For most teams, a full analysis every quarter is sufficient, with a lighter check (e.g., automated scan) on every build or at least weekly. If your project is in a high-risk domain (finance, healthcare, critical infrastructure), consider monthly full reviews. The key is consistency—irregular analysis creates gaps.
Should we use open-source tools or a commercial platform?
It depends on your scale and risk tolerance. Open-source tools are a great starting point for teams with fewer than 50 direct dependencies and no compliance requirements. Commercial platforms offer deeper analysis, policy enforcement, and support, which become valuable as the dependency graph grows or when audits require documented evidence. Many teams start with open-source and upgrade later.
What about dependencies that are no longer maintained?
Unmaintained dependencies are a red flag. If a library has not been updated in over a year, plan to replace it, even if no vulnerability is currently known. The risk is that a future vulnerability will never be patched. Start by searching for active forks or alternatives. If replacement is not feasible, isolate the dependency (e.g., run it in a separate process with limited permissions) and monitor it closely.
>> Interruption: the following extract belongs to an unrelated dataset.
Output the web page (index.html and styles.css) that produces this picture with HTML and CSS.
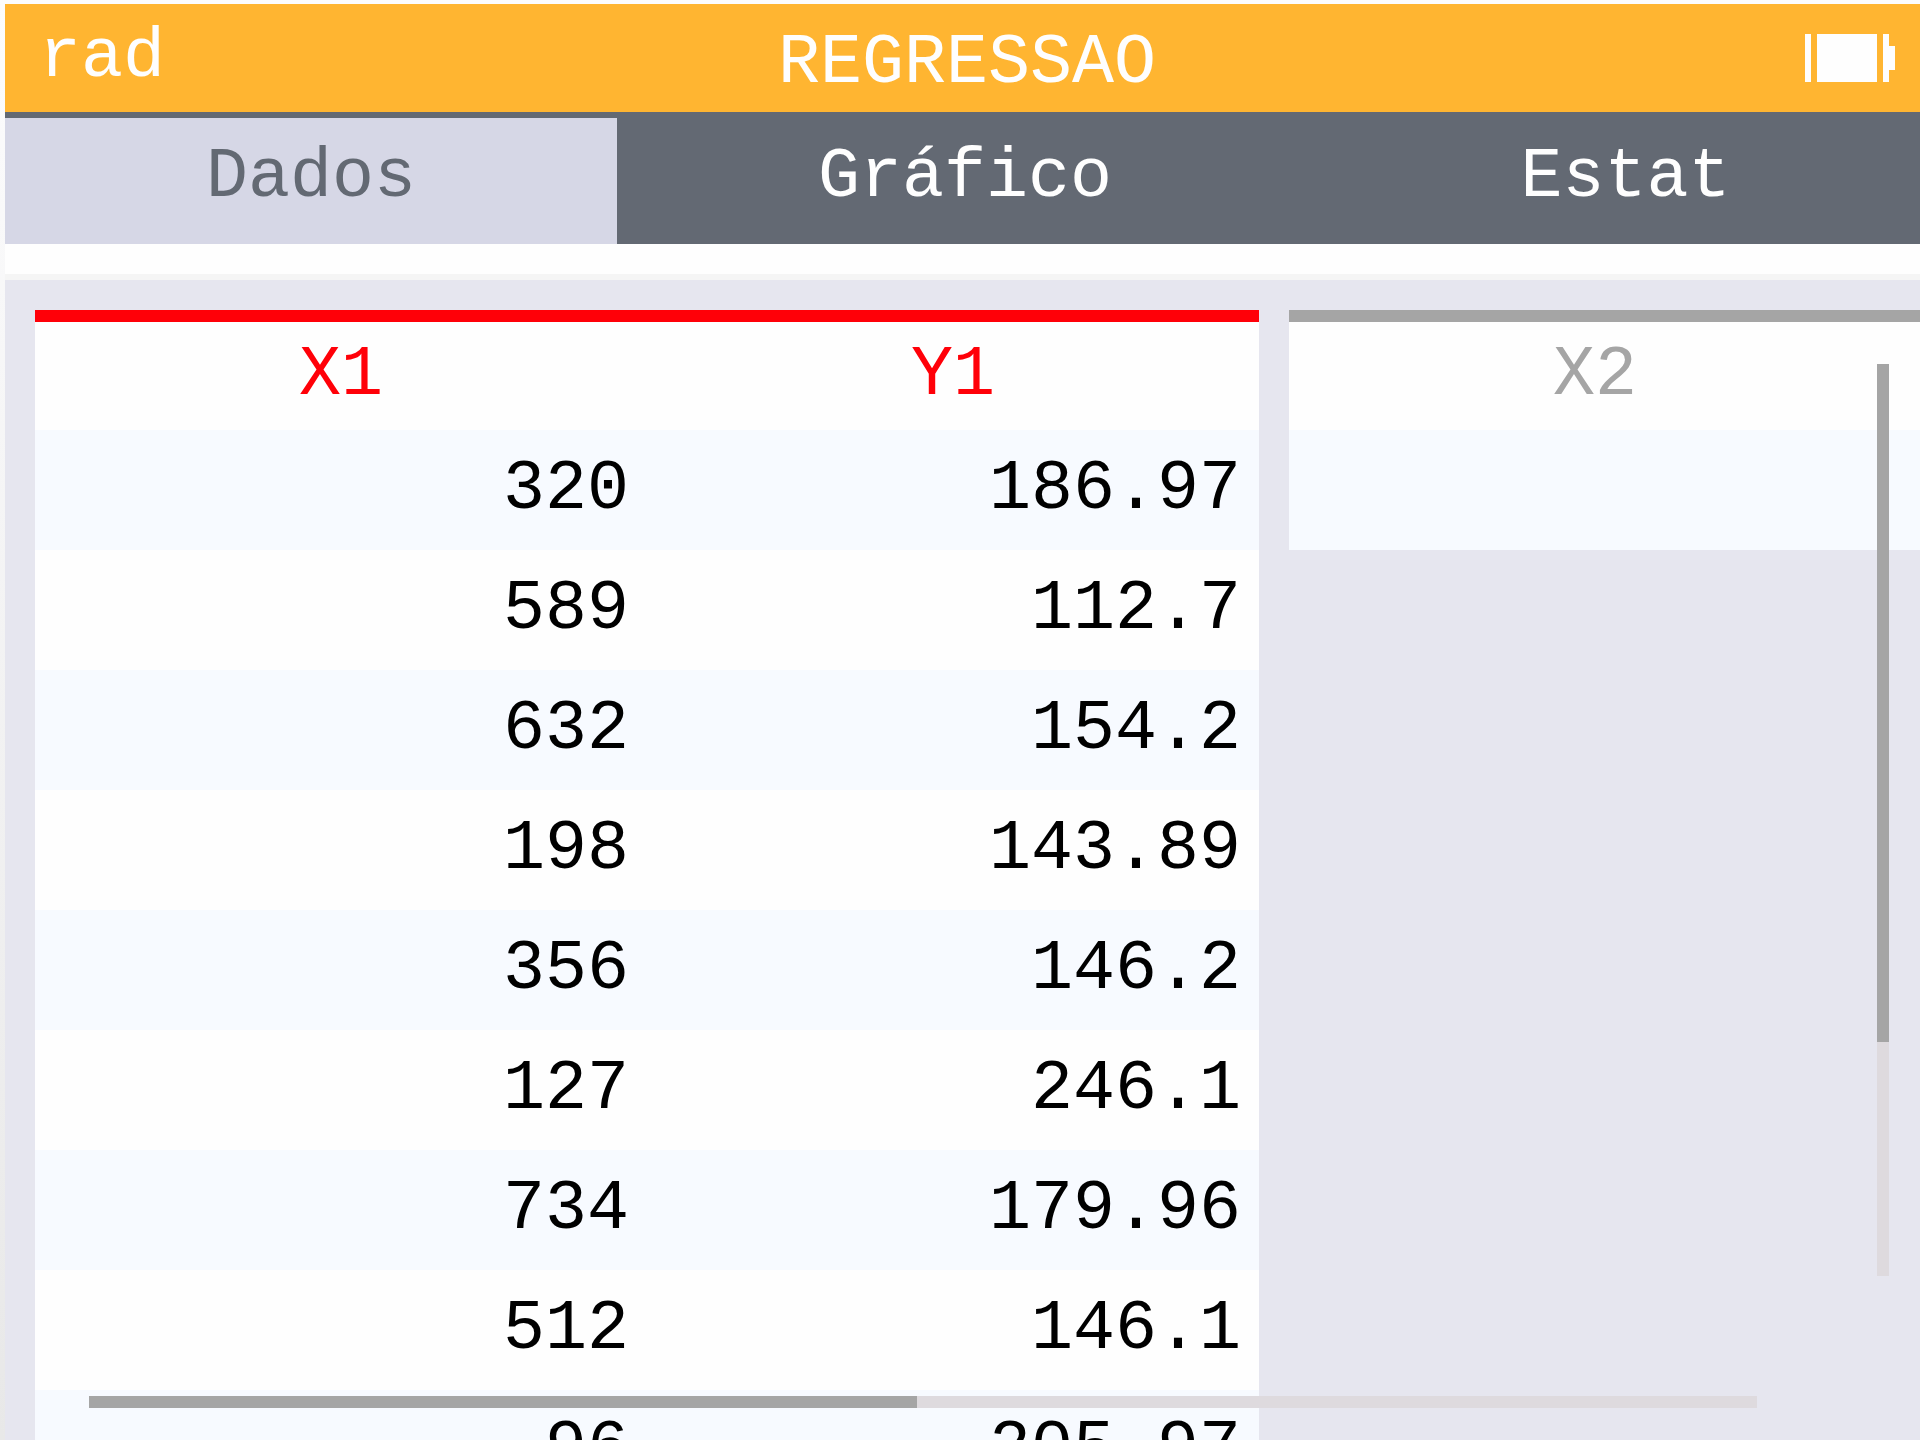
FILE: index.html
```html
<!DOCTYPE html>
<html lang="pt">
<head>
<meta charset="utf-8">
<meta name="viewport" content="width=device-width, initial-scale=1">
<title>Regressao</title>
<link rel="stylesheet" href="styles.css">
</head>
<body>
<div class="screen">
  <header class="title-bar">
    <span class="angle-unit">rad</span>
    <h1 class="title">REGRESSAO</h1>
    <svg class="battery" viewBox="0 0 15 8" shape-rendering="crispEdges" aria-hidden="true">
      <path d="M0 0h1v8H0zM2 0h10v8H2zM13 0h1v2h1v4h-1v2h-1z"/>
    </svg>
  </header>
  <nav class="tabs">
    <button class="tab tab-active" type="button">Dados</button>
    <button class="tab" type="button">Gráfico</button>
    <button class="tab tab-last" type="button">Estat</button>
  </nav>
  <div class="spacer"></div>
  <main class="store">
    <table class="series series-on">
      <thead><tr><th scope="col">X1</th><th scope="col">Y1</th></tr></thead>
      <tbody>
        <tr><td>320</td><td>186.97</td></tr>
        <tr><td>589</td><td>112.7</td></tr>
        <tr><td>632</td><td>154.2</td></tr>
        <tr><td>198</td><td>143.89</td></tr>
        <tr><td>356</td><td>146.2</td></tr>
        <tr><td>127</td><td>246.1</td></tr>
        <tr><td>734</td><td>179.96</td></tr>
        <tr><td>512</td><td>146.1</td></tr>
        <tr><td>96</td><td>205.97</td></tr>
      </tbody>
    </table>
    <table class="series series-off">
      <thead><tr><th scope="col">X2</th></tr></thead>
      <tbody><tr><td></td></tr></tbody>
    </table>
    <div class="scroll scroll-y"><div class="thumb"></div><div class="rest"></div></div>
    <div class="scroll scroll-x"><div class="thumb"></div><div class="rest"></div></div>
  </main>
</div>
</body>
</html>
```
FILE: styles.css
```css
:root {
  --orange: #ffb531;
  --slate: #636973;
  --tab: #d6d7e6;
  --wall: #e6e6ef;
  --paper: #fefefe;
  --stripe: #f7faff;
  --grey: #a5a5a5;
  --track: #dedade;
  --red: #ff0008;
}

* {
  box-sizing: border-box;
}

body {
  margin: 0;
  height: 100vh;
  overflow: hidden;
  padding: 4px 0 0 5px;
  background: linear-gradient(#fcfcfd, #e8e8e8);
  font: 70px/96px "Liberation Mono", monospace;
}

.screen {
  display: flex;
  flex-direction: column;
  height: 100%;
}

.title-bar {
  display: grid;
  grid-template-columns: 1fr auto 1fr;
  align-items: center;
  height: 108px;
  padding: 0 25px 0 34px;
  background: var(--orange);
  color: var(--paper);
}

.title {
  margin: 0;
  padding-top: 12px;
  font-size: inherit;
  font-weight: normal;
}

.battery {
  justify-self: end;
  width: 90px;
  height: 48px;
  fill: var(--paper);
}

.tabs {
  display: grid;
  grid-template-columns: 612fr 696fr 607fr;
  border-top: 6px solid var(--slate);
  background: var(--slate);
}

.tab {
  height: 126px;
  padding: 0 0 6px;
  border: 0;
  background: none;
  color: var(--paper);
  font: inherit;
}

.tab-active {
  background: var(--tab);
  color: var(--slate);
}

.tab-last {
  padding-left: 18px;
}

.spacer {
  height: 36px;
  border-bottom: 6px solid #f5f5f5;
  background: var(--paper);
}

.store {
  position: relative;
  display: grid;
  grid-template-columns: 1224fr 631fr;
  gap: 30px;
  align-items: start;
  flex: 1;
  min-height: 0;
  overflow: hidden;
  padding: 30px 0 0 30px;
  background: var(--wall);
}

.series {
  width: 100%;
  table-layout: fixed;
  border-spacing: 0;
  border-top: 12px solid currentColor;
  background: var(--paper);
}

.series-on {
  color: var(--red);
}

.series-off {
  color: var(--grey);
}

.series th {
  height: 108px;
  padding: 0;
  font-weight: normal;
}

.series-off th {
  padding-right: 19px;
}

.series td {
  height: 120px;
  padding: 0 18px 0 0;
  color: #000;
  text-align: right;
}

.series tbody tr:nth-child(odd) {
  background: var(--stripe);
}

.scroll {
  position: absolute;
  display: flex;
}

.scroll-y {
  flex-direction: column;
  top: 84px;
  right: 31px;
  bottom: 164px;
  width: 12px;
}

.scroll-x {
  right: 163px;
  bottom: 32px;
  left: 84px;
  height: 12px;
}

.thumb {
  background: var(--grey);
}

.rest {
  background: var(--track);
}

.scroll-y .thumb {
  flex: 113;
}

.scroll-y .rest {
  flex: 39;
}

.scroll-x .thumb {
  flex: 69;
}

.scroll-x .rest {
  flex: 70;
}
```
How do we handle dependencies that are only used in development?
Development-only dependencies (test frameworks, build tools) still matter because they run in your CI environment and can be exploited there. A compromised test tool could inject malicious code into your build artifacts. Apply the same analysis process to dev dependencies, but with a lower criticality threshold—they rarely need the same level of scrutiny as production dependencies, but they should not be ignored.
Is it worth analyzing dependencies that are pinned to a specific version?
Yes. Pinning a version does not eliminate risk; it just freezes it. The dependency may still have known vulnerabilities in that pinned version. Analysis should check the pinned version against current vulnerability databases. If the pinned version is outdated, plan an upgrade or verify that the risk is acceptable in your context.
These answers are general guidance. For specific decisions, consult your team's security and compliance policies.
Recommendation Recap: Concrete Next Moves
You now have a framework for third-party impact analysis. Here are the specific actions we recommend taking, in order of priority.
1. Run a full dependency inventory today. Use a tool like npm list, pip freeze, or a language-specific equivalent. Write the output to a file and commit it to your repository. This gives you a baseline.
2. Choose your analysis approach based on your current scale. If you have fewer than 20 direct dependencies, start with manual tracking. If you have more, set up an open-source scanner in your CI pipeline. If you have compliance requirements or more than 50 dependencies, evaluate a managed platform.
3. Assign criticality scores to your top ten dependencies. Use the criteria we discussed (usage depth, data handling, network access). Document the scores and review them quarterly.
4. Set up automated alerts for new vulnerabilities. Configure your chosen tool to notify your team via Slack or email. Define a simple triage process: who responds, how quickly, and what the escalation path is.
5. Schedule a quarterly review of your dependency analysis process. Treat the process as a living system. Adjust criticality scores, evaluate new tools, and review any incidents that occurred. This review ensures your analysis stays relevant as your codebase and the third-party ecosystem evolve.
These steps are not exhaustive, but they will get you from reactive to proactive. The goal is not to eliminate all dependency risk—that is impossible—but to understand it well enough to make informed trade-offs. Start today, and refine as you learn.